Study Guide

Star Trek V: The Final Frontier Themes

  • Family

    They might not be related by blood, but the crew members of the USS Enterprise are pretty much family. They spend their days and nights together. They rely on each other in times of need. Heck, they even bring each other back to life. That's commitment. In Star Trek V: The Final Frontier, this makeshift family is torn asunder by its members' conflicted relationships with their real fams. Think Family Feud: Intergalactic Style. In the end, the crew members realize that the bonds they've built with each other are sometimes stronger than those they've left behind.

    Questions About Family

    1. How do Spock's and McCoy's relationships with their families differ?
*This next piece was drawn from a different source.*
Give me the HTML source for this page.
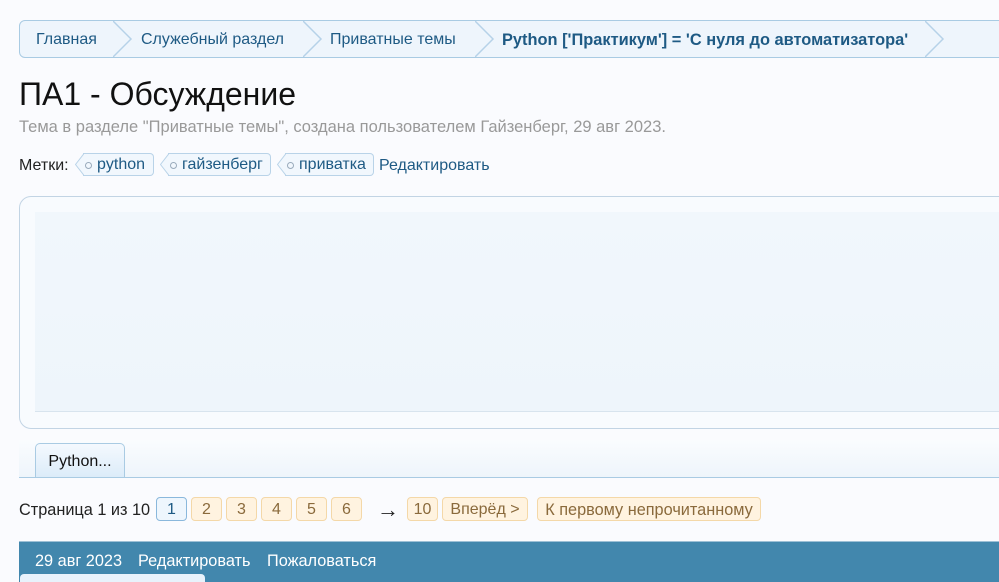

How are they similar?
    2. What specific scenes establish the idea that the crew of Enterprise is like a family?
    3. What is Sybok's conception of Spock? Is that conception limited in some way? If so, why?
    4. Did McCoy make the right decision about his father? Explain your answer.

    Chew on This

    Although the specifics of McCoy's and Spock's relationships with their families differ, these families are similar to the extent that they both involve repressed feelings.

    The opening and closing camping scenes are meant to depict the closeness of Kirk, Spock, and McCoy, specifically its familial nature.

  • Spirituality

    Forget Scientology—the cult of Sybok is the real sci-fi religion, if you ask the folks in Star Trek V: The Final Frontier. A half-brother of Enterprise's very own Spock, Sybok abandons the hardcore logical fixation of his Vulcan people and turns instead to an intensely emotional brand of spirituality, the basic tenet of which is that all intergalactic faiths refer back to one core set of truths. Sybok sets out to prove his theory by voyaging to the center of the universe and straight up meeting God. Big plan. But will it come to fruition? Click on to find out, loyal Shmoopers.

    Questions About Spirituality

    1. Can Sybok's spiritual beliefs be considered a religion? Why or why not?
    2. Is there any validity to Sybok's spiritual claims? If so, explain.
    3. What does the ultimate revelation about God say about the nature of spirituality? Anything?
    4. Can logic be applied to spiritual matters? Why or why not?

    Chew on This

    The ultimate revelation that God is an impostor suggests that it is foolhardy to attempt to discover the true reality behind spiritual matters.

    Though many of his beliefs are bizarre, Sybok's ideas about religious syncretism are valid in many ways.

  • Memory and the Past

    The men and women of Enterprise have rough relationships with their pasts. In Star Trek V: The Final Frontier, we find out that "Bones" McCoy is haunted by difficult decisions he made when his father was deathly ill. Spock is tortured by the shame he felt when Vulcan peers bullied him for his human heritage. Even Kirk has bad stuff buried in his past, though he has no interest in sharing the specifics with us. One thing this film shows is that we all carry the weight of our pasts.

    Questions About Memory and the Past

    1. How do Sybok's and Kirk's perspectives on the past differ?
    2. Does McCoy manage to make peace with his past? Explain your answer.
    3. What is the significance of the visual design of Spock's memory of his birth?
    4. How do Spock's memories of Sybok affect the way he treats him in the present, and vice versa?

    Chew on This

    While Sybok thinks that the past must be fixed, Kirk believes that it must be learned from.

    Although McCoy might not have fully made peace with his past, he has started down the road to recovery.

  • Suffering

    No one in Star Trek V: The Final Frontier is exempt from suffering. (Heck, is anybody?) The colonists on Nimbus III suffer from  politicians' manipulations and exploitation. McCoy and Spock suffer from pain in their pasts. Everyone's got something tough to deal with. Enter a weirdo Vulcan named Sybok, who claims he can help individuals unlock their immense potential by revealing their "secret pain" and giving them strength from it. But is suffering something any of us can escape?

    Questions About Suffering

    1. What does Sybok mean when he refers to "secret pain"? What does it mean to release that pain?
    2. Are Sybok's efforts to relieve suffering successful? Explain.
    3. Did McCoy make the right choice in relieving his father's suffering? Defend your answer.
    4. What is Kirk's conception of suffering? Does it differ from Sybok's?

    Chew on This

    Unlike Sybok, Kirk sees suffering as something to learn from, rather than something to erase.

    Although Sybok can be criticized in many ways, his efforts to relieve others' suffering seem largely successful.